PROBLEM DESCRIPTION — In the entries below, count each line holding the word "this". Answer with the total alone.

--- RECORDS TO PROCESS ---

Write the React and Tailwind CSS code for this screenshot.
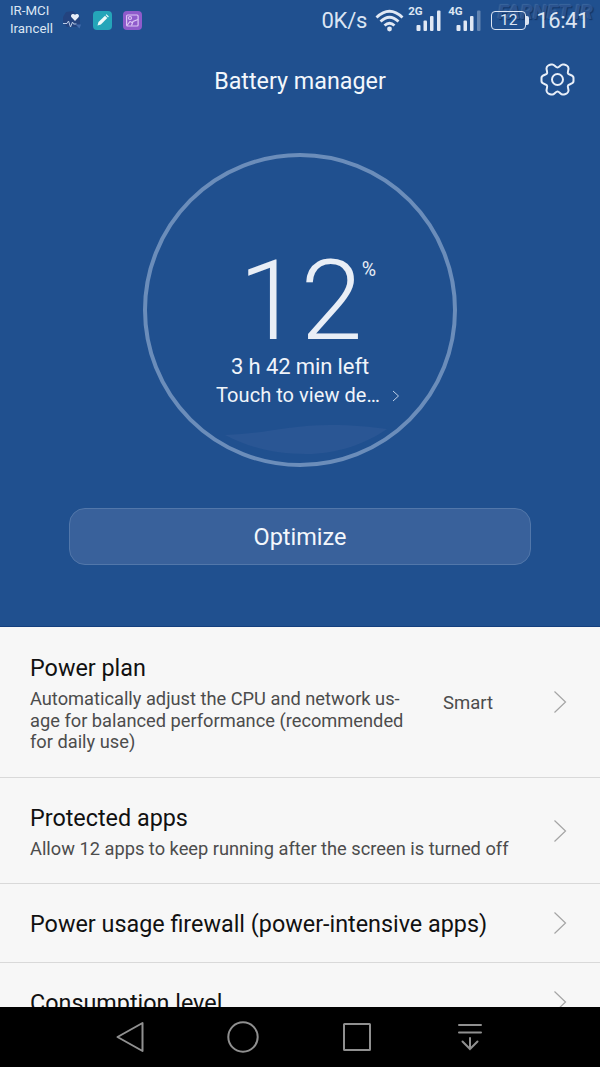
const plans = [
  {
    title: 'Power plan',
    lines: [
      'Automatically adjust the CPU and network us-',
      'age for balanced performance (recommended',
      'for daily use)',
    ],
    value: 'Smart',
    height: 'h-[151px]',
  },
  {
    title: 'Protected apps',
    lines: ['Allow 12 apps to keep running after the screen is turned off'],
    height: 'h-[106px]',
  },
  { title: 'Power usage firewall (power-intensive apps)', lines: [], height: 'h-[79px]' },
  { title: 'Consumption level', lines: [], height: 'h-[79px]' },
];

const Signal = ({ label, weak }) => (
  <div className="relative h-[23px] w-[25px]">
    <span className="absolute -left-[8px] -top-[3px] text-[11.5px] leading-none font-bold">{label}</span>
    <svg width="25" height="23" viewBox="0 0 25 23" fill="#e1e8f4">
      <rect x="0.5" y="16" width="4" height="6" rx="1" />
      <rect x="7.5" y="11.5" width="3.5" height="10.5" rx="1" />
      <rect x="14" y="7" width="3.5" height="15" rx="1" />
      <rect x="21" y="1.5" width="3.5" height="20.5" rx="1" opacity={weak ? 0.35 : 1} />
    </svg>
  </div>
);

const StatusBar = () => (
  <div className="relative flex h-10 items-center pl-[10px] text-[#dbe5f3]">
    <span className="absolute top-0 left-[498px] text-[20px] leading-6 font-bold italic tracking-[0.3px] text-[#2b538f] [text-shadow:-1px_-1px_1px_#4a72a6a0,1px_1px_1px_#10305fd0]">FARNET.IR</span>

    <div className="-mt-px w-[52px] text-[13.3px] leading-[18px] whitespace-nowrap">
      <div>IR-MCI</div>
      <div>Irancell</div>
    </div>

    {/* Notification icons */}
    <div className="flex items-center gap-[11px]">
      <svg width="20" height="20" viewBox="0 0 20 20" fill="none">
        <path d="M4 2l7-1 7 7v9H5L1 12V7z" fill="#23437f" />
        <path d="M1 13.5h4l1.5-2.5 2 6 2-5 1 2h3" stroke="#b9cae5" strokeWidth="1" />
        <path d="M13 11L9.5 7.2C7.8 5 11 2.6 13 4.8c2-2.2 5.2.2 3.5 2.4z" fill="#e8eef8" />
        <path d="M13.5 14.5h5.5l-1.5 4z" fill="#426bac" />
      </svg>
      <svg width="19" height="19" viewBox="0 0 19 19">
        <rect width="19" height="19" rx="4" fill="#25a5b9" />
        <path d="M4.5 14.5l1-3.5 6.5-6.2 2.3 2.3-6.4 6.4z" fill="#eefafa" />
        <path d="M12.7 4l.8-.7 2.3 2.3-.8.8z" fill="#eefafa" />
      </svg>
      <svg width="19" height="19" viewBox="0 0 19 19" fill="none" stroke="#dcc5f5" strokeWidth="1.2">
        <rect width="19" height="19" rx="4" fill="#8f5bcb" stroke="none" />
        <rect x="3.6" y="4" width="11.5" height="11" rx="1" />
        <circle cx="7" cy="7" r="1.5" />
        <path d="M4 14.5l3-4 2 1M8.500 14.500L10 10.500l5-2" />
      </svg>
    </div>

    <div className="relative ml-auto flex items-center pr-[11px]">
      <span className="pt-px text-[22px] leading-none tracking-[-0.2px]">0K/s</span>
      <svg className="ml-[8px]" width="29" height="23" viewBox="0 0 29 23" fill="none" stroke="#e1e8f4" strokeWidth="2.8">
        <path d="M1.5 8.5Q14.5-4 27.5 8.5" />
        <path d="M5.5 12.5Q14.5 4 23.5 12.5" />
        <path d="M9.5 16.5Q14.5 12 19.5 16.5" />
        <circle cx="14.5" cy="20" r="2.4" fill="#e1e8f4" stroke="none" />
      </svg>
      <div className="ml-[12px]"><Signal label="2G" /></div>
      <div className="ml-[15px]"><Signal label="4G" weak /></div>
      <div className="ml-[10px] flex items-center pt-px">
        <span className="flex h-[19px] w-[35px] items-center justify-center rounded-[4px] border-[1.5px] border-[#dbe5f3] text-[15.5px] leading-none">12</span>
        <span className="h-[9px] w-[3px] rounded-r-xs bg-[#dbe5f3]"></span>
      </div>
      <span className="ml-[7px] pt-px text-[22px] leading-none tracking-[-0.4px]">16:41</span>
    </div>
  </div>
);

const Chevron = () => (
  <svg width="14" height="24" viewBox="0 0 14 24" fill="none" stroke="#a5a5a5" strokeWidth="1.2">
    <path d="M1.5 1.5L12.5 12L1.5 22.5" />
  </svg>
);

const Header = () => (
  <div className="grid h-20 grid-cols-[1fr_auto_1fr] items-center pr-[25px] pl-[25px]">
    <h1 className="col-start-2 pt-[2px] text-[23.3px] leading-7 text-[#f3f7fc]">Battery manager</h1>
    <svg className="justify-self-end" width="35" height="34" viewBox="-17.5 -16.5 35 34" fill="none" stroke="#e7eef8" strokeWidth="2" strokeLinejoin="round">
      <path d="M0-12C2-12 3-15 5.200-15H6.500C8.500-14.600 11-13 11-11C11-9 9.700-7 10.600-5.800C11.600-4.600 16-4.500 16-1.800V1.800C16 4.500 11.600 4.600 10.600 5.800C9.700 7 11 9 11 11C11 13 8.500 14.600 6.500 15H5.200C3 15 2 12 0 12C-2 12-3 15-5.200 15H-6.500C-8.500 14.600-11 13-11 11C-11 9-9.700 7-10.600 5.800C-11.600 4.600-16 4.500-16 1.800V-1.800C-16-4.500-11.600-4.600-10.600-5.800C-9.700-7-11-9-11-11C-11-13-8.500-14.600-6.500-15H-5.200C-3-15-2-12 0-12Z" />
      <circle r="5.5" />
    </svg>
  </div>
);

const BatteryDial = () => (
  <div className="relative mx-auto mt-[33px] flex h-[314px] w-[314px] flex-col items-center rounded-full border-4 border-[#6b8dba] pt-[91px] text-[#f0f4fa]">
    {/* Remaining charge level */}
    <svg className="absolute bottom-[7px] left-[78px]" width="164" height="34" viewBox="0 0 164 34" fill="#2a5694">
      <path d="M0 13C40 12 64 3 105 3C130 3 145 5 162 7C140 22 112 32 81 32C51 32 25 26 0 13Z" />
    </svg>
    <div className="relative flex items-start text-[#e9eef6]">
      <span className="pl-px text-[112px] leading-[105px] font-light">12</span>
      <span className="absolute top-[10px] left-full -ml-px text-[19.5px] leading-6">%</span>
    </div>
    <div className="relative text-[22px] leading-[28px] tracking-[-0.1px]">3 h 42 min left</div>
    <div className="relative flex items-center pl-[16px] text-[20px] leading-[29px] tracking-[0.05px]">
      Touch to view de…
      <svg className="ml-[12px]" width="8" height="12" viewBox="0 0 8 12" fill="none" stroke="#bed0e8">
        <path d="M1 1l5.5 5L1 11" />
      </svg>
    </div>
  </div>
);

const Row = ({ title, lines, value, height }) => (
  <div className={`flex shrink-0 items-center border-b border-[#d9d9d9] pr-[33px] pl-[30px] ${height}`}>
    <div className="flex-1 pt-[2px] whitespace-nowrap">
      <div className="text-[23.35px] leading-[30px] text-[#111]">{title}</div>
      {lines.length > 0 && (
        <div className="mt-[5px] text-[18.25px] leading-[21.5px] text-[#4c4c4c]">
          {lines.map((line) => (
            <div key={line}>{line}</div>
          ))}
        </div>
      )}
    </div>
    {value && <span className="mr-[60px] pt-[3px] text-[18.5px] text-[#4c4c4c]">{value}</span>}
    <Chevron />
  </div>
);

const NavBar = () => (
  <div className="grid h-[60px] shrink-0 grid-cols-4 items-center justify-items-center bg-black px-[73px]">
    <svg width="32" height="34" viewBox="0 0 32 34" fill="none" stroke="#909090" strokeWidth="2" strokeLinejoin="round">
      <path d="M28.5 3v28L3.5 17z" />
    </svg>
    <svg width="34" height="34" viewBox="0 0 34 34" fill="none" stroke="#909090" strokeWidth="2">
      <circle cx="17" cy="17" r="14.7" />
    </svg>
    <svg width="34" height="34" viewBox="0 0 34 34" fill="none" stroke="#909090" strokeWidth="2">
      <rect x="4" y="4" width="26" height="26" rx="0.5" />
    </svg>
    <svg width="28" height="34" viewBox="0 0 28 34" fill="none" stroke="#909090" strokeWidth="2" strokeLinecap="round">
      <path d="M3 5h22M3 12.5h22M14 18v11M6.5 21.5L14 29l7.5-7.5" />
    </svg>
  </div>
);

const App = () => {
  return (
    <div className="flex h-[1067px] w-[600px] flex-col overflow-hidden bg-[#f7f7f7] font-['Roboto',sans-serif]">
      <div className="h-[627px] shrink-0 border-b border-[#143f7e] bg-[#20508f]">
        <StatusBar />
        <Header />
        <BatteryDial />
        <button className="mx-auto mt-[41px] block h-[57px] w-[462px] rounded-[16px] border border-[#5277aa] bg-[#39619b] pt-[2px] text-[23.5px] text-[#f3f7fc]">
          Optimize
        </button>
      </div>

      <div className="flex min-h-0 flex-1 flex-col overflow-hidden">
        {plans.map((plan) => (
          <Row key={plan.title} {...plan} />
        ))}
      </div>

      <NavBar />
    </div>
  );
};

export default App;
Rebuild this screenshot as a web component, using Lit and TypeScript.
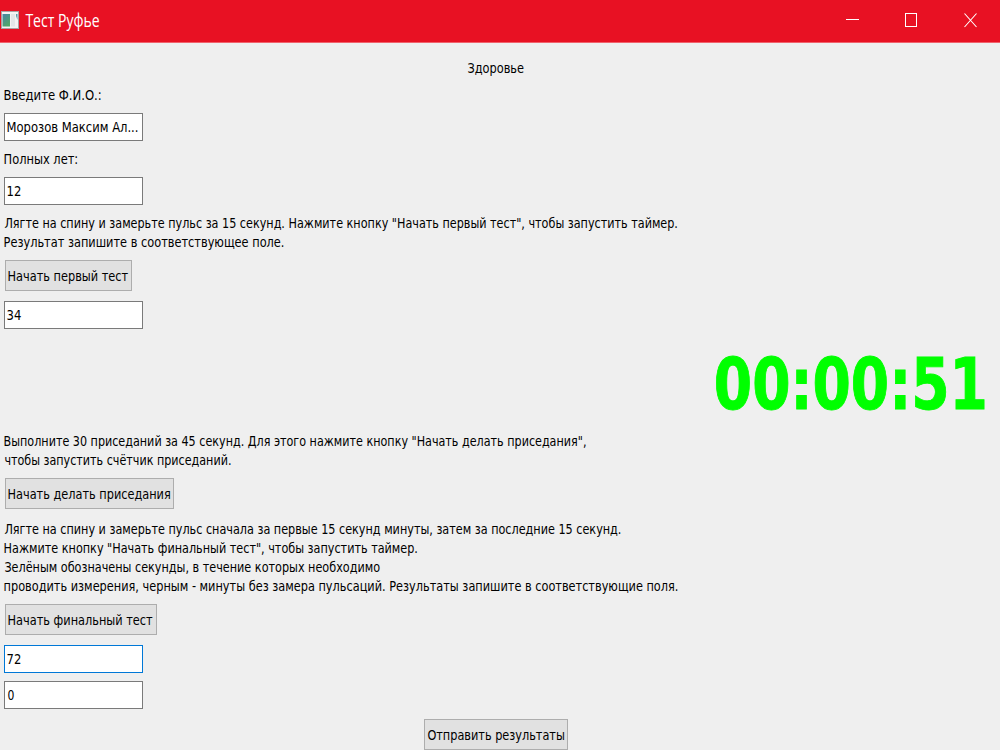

---

TASK RESPONSE — 2